En effet, depuis la première enquête que nous avons menée sur cette affaire [6], de nouveaux éléments sont venus confirmer qu’il ne pouvait s’agir que d’une opération organisée de bout en bout par les chefs du DRS, dans le but notamment de conforter leurs intenses efforts diplomatiques pour obtenir de Washington un soutien financier et militaire.
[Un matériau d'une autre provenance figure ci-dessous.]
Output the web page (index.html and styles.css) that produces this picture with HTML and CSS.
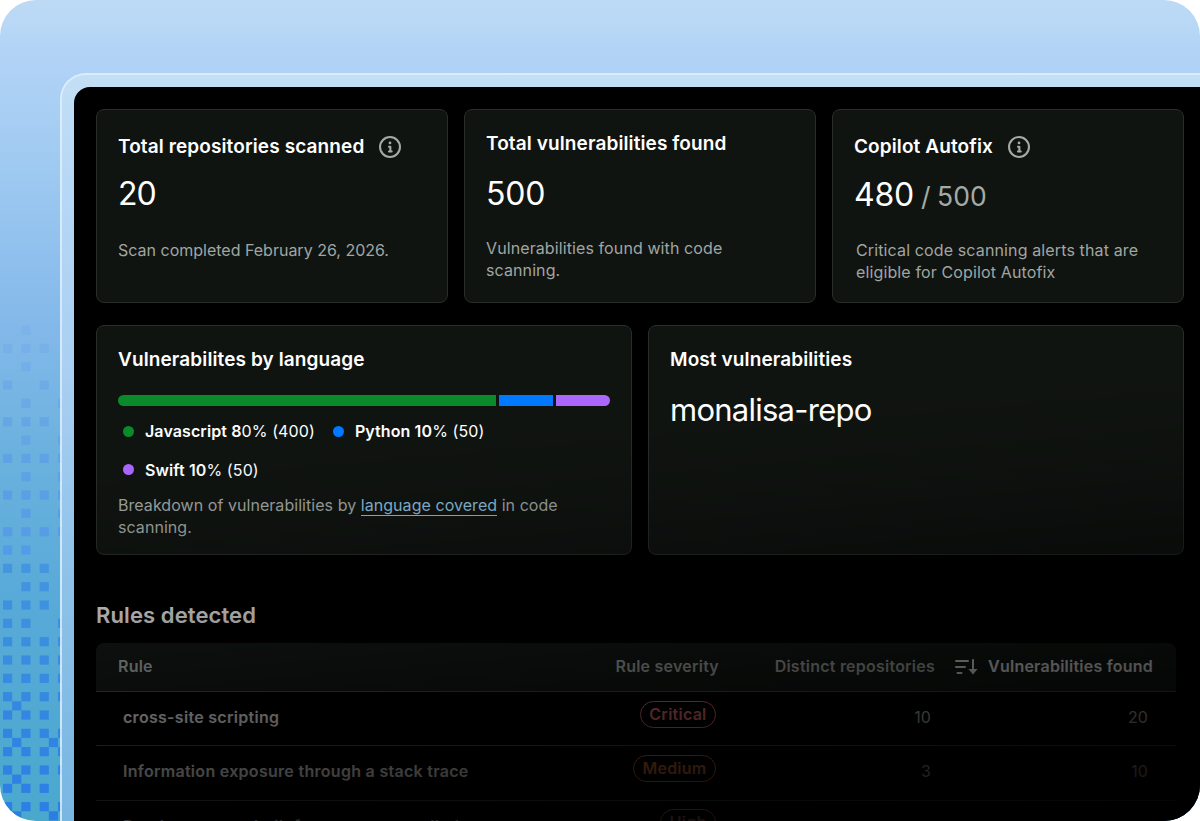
FILE: index.html
```html
<!DOCTYPE html>
<html lang="en">
<head>
<meta charset="utf-8">
<title>Security overview</title>
<link rel="stylesheet" href="styles.css">
</head>
<body>
<div class="stage">
  <svg class="pixels" width="62" height="821" viewBox="0 0 62 821" aria-hidden="true"></svg>
  <div class="frame">
    <main class="panel">
      <section class="row">
        <article class="card stat">
          <h2 class="title with-icon"><span>Total repositories scanned</span>
            <svg class="info" viewBox="0 0 16 16"><path d="M0 8a8 8 0 1 1 16 0A8 8 0 0 1 0 8Zm8-6.5a6.5 6.5 0 1 0 0 13 6.5 6.5 0 0 0 0-13ZM6.5 7.75A.75.75 0 0 1 7.25 7h1a.75.75 0 0 1 .75.75v2.75h.25a.75.75 0 0 1 0 1.5h-2a.75.75 0 0 1 0-1.5h.25v-2h-.25a.75.75 0 0 1-.75-.75ZM8 6a1 1 0 1 1 0-2 1 1 0 0 1 0 2Z"/></svg></h2>
          <p class="value narrow">20</p>
          <p class="note dated">Scan completed February 26, 2026.</p>
        </article>
        <article class="card stat">
          <h2 class="title">Total vulnerabilities found</h2>
          <p class="value">500</p>
          <p class="note">Vulnerabilities found with code<br>scanning.</p>
        </article>
        <article class="card stat">
          <h2 class="title with-icon"><span>Copilot Autofix</span>
            <svg class="info" viewBox="0 0 16 16"><path d="M0 8a8 8 0 1 1 16 0A8 8 0 0 1 0 8Zm8-6.5a6.5 6.5 0 1 0 0 13 6.5 6.5 0 0 0 0-13ZM6.5 7.75A.75.75 0 0 1 7.25 7h1a.75.75 0 0 1 .75.75v2.75h.25a.75.75 0 0 1 0 1.5h-2a.75.75 0 0 1 0-1.5h.25v-2h-.25a.75.75 0 0 1-.75-.75ZM8 6a1 1 0 1 1 0-2 1 1 0 0 1 0 2Z"/></svg></h2>
          <p class="value split"><span>480</span><span class="total">/ 500</span></p>
          <p class="note indent">Critical code scanning alerts that are<br>eligible for Copilot Autofix</p>
        </article>
      </section>

      <section class="row">
        <article class="card wide">
          <h2 class="title">Vulnerabilites by language</h2>
          <div class="bar"><i class="js"></i><i class="py"></i><i class="sw"></i></div>
          <ul class="legend">
            <li><i class="dot js"></i><b>Javascript 8</b>0% (400)</li>
            <li><i class="dot py"></i><b>Python 10</b>% (50)</li>
            <li><i class="dot sw"></i><b>Swift 10</b>% (50)</li>
          </ul>
          <p class="note">Breakdown of vulnerabilities by <a class="link">language covered</a> in code<br>scanning.</p>
        </article>
        <article class="card wide">
          <h2 class="title">Most vulnerabilities</h2>
          <p class="repo">monalisa-repo</p>
        </article>
      </section>

      <section class="rules">
        <h1 class="heading">Rules detected</h1>
        <div class="table">
          <div class="tr head">
            <span class="rule">Rule</span><span class="sev">Rule severity</span><span class="rep">Distinct repositories</span>
            <span class="vul"><svg class="sort" viewBox="0 0 24 20"><path d="M2 5H14M2 11h9M3.5 17h4M19 4v11"/><path class="tip" d="M14.500 13h9L19 18.500Z"/></svg>Vulnerabilities found</span>
          </div>
          <div class="tr">
            <b class="rule">cross-site scripting</b><span class="sev"><em class="pill critical">Critical</em></span><span class="rep">10</span><span class="vul">20</span>
          </div>
          <div class="tr">
            <b class="rule">Information exposure through a stack trace</b><span class="sev"><em class="pill medium">Medium</em></span><span class="rep">3</span><span class="vul">10</span>
          </div>
          <div class="tr">
            <b class="rule">Database query built from user-controlled sources</b><span class="sev"><em class="pill high">High</em></span><span class="rep"></span><span class="vul"></span>
          </div>
        </div>
      </section>
      <div class="fade"></div>
    </main>
  </div>
</div>
<script src="pixels.js"></script>
</body>
</html>
```
FILE: pixels.js
```js
// Scattered squares along the left edge: [row in half steps, columns]
const rows = [
  [0, [2]], [2, [0, 2, 4]], [4, [2]], [6, [0, 4]], [8, [2, 6]], [10, [0, 2, 4]],
  [12, [2, 6]], [14, [0, 2, 4, 6]], [16, [2, 6]], [18, [0, 2, 4, 6]], [20, [2, 6]],
  [22, [0, 2, 4, 6]], [24, [0, 2]], [26, [0, 2, 4]], [28, [2, 4]], [30, [0, 2, 4]],
  [32, [0, 2, 6]], [34, [0, 2, 4, 6]], [36, [0, 2, 4, 6]], [38, [0, 2, 4, 6]],
  [40, [0, 2, 4, 6]], [41, [1]], [42, [0, 2, 4]], [44, [0, 2, 4, 6]], [45, [1, 5]],
  [46, [0, 2, 4, 6]], [48, [0, 2, 4, 6]], [49, [1]], [50, [0, 2, 4]],
  [52, [0, 2, 4, 6]], [53, [1, 5]]
];
const step = 9.165;
const svg = document.querySelector('.pixels');
for (const [r, cols] of rows) {
  for (const c of cols) {
    const q = document.createElementNS('http://www.w3.org/2000/svg', 'rect');
    q.setAttribute('x', 3 + c * step);
    q.setAttribute('y', 325.5 + r * step);
    q.setAttribute('width', step);
    q.setAttribute('height', step);
    q.setAttribute('fill', r < 26 ? '#4f8ff0' : '#2a7ce6');
    q.setAttribute('opacity', r < 26 ? 0.12 + r * 0.02 : 0.46 + (r - 26) * 0.018);
    svg.appendChild(q);
  }
}
```
FILE: styles.css
```css
* { box-sizing: border-box; margin: 0; padding: 0; }
body { background: #fff; font-family: Inter, "Liberation Sans", sans-serif; overflow: hidden; }
.stage {
  position: relative; width: 1200px; height: 820.5px; border-radius: 36px; overflow: hidden;
  padding: 73px 0 0 60px;
  background: linear-gradient(180deg, #bddaf5 0, #b8d8f5 25px, #b2d3f6 50px, #a9cff4 110px, #97c5ef 210px, #84b9ea 320px, #6ab1de 460px, #58aad8 600px, #4aa8cd 821px);
}
.pixels { position: absolute; left: 0; top: 0; }
.frame {
  position: relative; height: 800px; width: 1180px; padding: 12px 0 0 12px;
  border: 2px solid rgba(226, 242, 255, .85); border-radius: 26px 0 0 0;
  background: linear-gradient(180deg, #c3dff5 0, #b9d9f6 80px, #a9cff2 300px, #8ec2e8 500px, #78b6e2 748px);
  background-clip: padding-box;
}
.panel { position: relative; height: 760px; background: #000; border-radius: 16px 0 0 0; padding: 22px 0 0 22px; overflow: hidden; }
.row { display: flex; gap: 16px; width: 1088px; margin-bottom: 22px; }
.card { flex: 1; background: #101411; border: 1px solid #2a2d2b; border-radius: 8px; padding: 21px; color: #fff; }
.stat { height: 194px; }
.wide { height: 230px; }
.title { font-size: 19px; line-height: 26px; font-weight: 600; letter-spacing: .11px; white-space: nowrap; }
.with-icon { display: flex; align-items: center; gap: 15px; line-height: 31px; }
.info { width: 22px; height: 22px; fill: #a3aba6; }
.value { font-size: 32px; line-height: 40px; height: 40px; margin-top: 17px; letter-spacing: -.2px; }
.with-icon + .value { margin-top: 12px; }
.narrow { letter-spacing: -1px; }
.value.split { display: flex; align-items: baseline; gap: 7px; padding-top: 1px; }
.total { color: #a3aba6; font-size: 26.500px; letter-spacing: 0; word-spacing: -1px; }
.note { font-size: 16px; line-height: 22px; letter-spacing: .1px; color: #a0a6a2; margin-top: 23px; white-space: nowrap; }
.with-icon ~ .note { margin-top: 25px; }
.dated { letter-spacing: 0; }
.indent { padding-left: 2px; letter-spacing: .13px; }
.bar { display: flex; gap: 3px; height: 11px; margin: 22px 0 0 -.5px; border-radius: 6px; overflow: hidden; }
.bar i { flex: 0 0 54px; }
.bar .js { flex: 1; }
.js { background: #0b8a2c; }
.py { background: #0079ff; }
.sw { background: #a967fb; }
.legend { list-style: none; display: flex; flex-wrap: wrap; column-gap: 18px; margin-top: 6px; padding-left: 5px; font-size: 16px; line-height: 38.5px; letter-spacing: .1px; }
.legend li { display: flex; align-items: center; white-space: pre; }
.legend b { font-weight: 600; }
.dot { width: 11px; height: 11px; border-radius: 50%; margin-right: 11px; }
.wide .note { margin-top: 5px; letter-spacing: .05px; }
.link { color: #8cbfdc; border-bottom: 1.5px solid #8cbfdc; }
.repo { font-size: 31px; line-height: 40px; margin-top: 17px; letter-spacing: -.75px; }
.rules { width: 1080px; padding-top: 24px; }
.heading { font-size: 22px; line-height: 28px; font-weight: 600; letter-spacing: .1px; color: #fff; }
.table { margin-top: 14px; }
.tr { display: grid; grid-template-columns: 500px 123px 216px 1fr; height: 54.3px; align-items: center; font-size: 16px; letter-spacing: .1px; border-bottom: 1px solid #4c4e4d; color: #d2d6d3; padding: 0 28px 3px 0; }
.head { height: 49px; background: #151b17; border-radius: 8px 8px 0 0; font-weight: 600; letter-spacing: .23px; padding: 0 23px 2px 0; color: #b4bab6; }
.rule { padding-left: 27px; font-weight: 600; white-space: nowrap; }
b.rule { letter-spacing: .29px; color: #fff; }
.head .rule { padding-left: 22px; }
.sev, .rep, .vul { text-align: right; white-space: nowrap; }
.tr .rep { padding-right: 4px; }
.head .rep { padding-right: 0; }
.vul { display: flex; align-items: center; justify-content: flex-end; gap: 10px; }
.head .vul { color: #fff; }
.sev { padding-right: 3px; }
.head .sev { padding-right: 0; }
.sort { width: 24px; height: 20px; fill: none; stroke: currentColor; stroke-width: 2; stroke-linecap: round; }
.sort .tip { fill: currentColor; stroke: none; }
.pill { display: inline-flex; align-items: center; height: 27px; padding: 0 8.5px 1px; border: 1.5px solid; border-radius: 14px; font-style: normal; font-weight: 600; letter-spacing: .25px; margin-bottom: 6px; }
.critical { color: #ff7b82; }
.medium { color: #f0803e; }
.high { color: #ff9a9a; }
.fade { position: absolute; inset: 0; pointer-events: none; background: linear-gradient(175deg, rgba(0,0,0,0) 380px, rgba(0,0,0,.12) 450px, rgba(0,0,0,.36) 535px, rgba(0,0,0,.62) 638px, rgba(0,0,0,.72) 690px, rgba(0,0,0,.79) 722px, rgba(0,0,0,.88) 775px, rgba(0,0,0,.97) 830px); }
```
Le maître d’œuvre sur le terrain de cette opération, comme on l’apprendra plus tard, est un certain Abderrazak « El-Para » (dont le vrai patronyme serait Amari Saïfi, et un autre pseudonyme Abou Haïdara), un ancien officier des forces spéciales de l’armée algérienne officiellement passé à la guérilla du GSPC et présenté par la presse algérienne et occidentale comme un « lieutenant de Ben Laden » chargé d’« implanter Al-Qaida dans la région du Sahel » : El-Para aurait rejoint la guérilla islamiste dès 1992 et serait devenu le « numéro deux » du GSPC après sa création en 1998. Pourtant, dans les documents alors présentés sur le site Web du GSPC de l’époque [7], il n’est qu’un émir local. Certes, les touristes enlevés ont bien reconnu parmi leurs ravisseurs celui qui est désigné officiellement comme « El-Para » ; mais celui-ci ne s’est jamais présenté sous son nom et ses hommes le désignaient comme l’« émir ». L’opinion publique ne connaissait pas son physique, les touristes l’ont identifié après l’enlèvement et l’état-major de l’armée algérienne, ancien employeur d’El-Para, a affirmé qu’il était celui qui agissait pour le compte du GSPC, lequel n’a pourtant jamais revendiqué cet enlèvement.

C’est cet imbroglio que je vais tenter d’éclairer ici, en reconstituant aussi précisément que possible la chronologie des événements, grâce à toutes les sources disponibles et aux entretiens que j’ai pu avoir avec certains des otages dans les années qui ont suivi leur libération.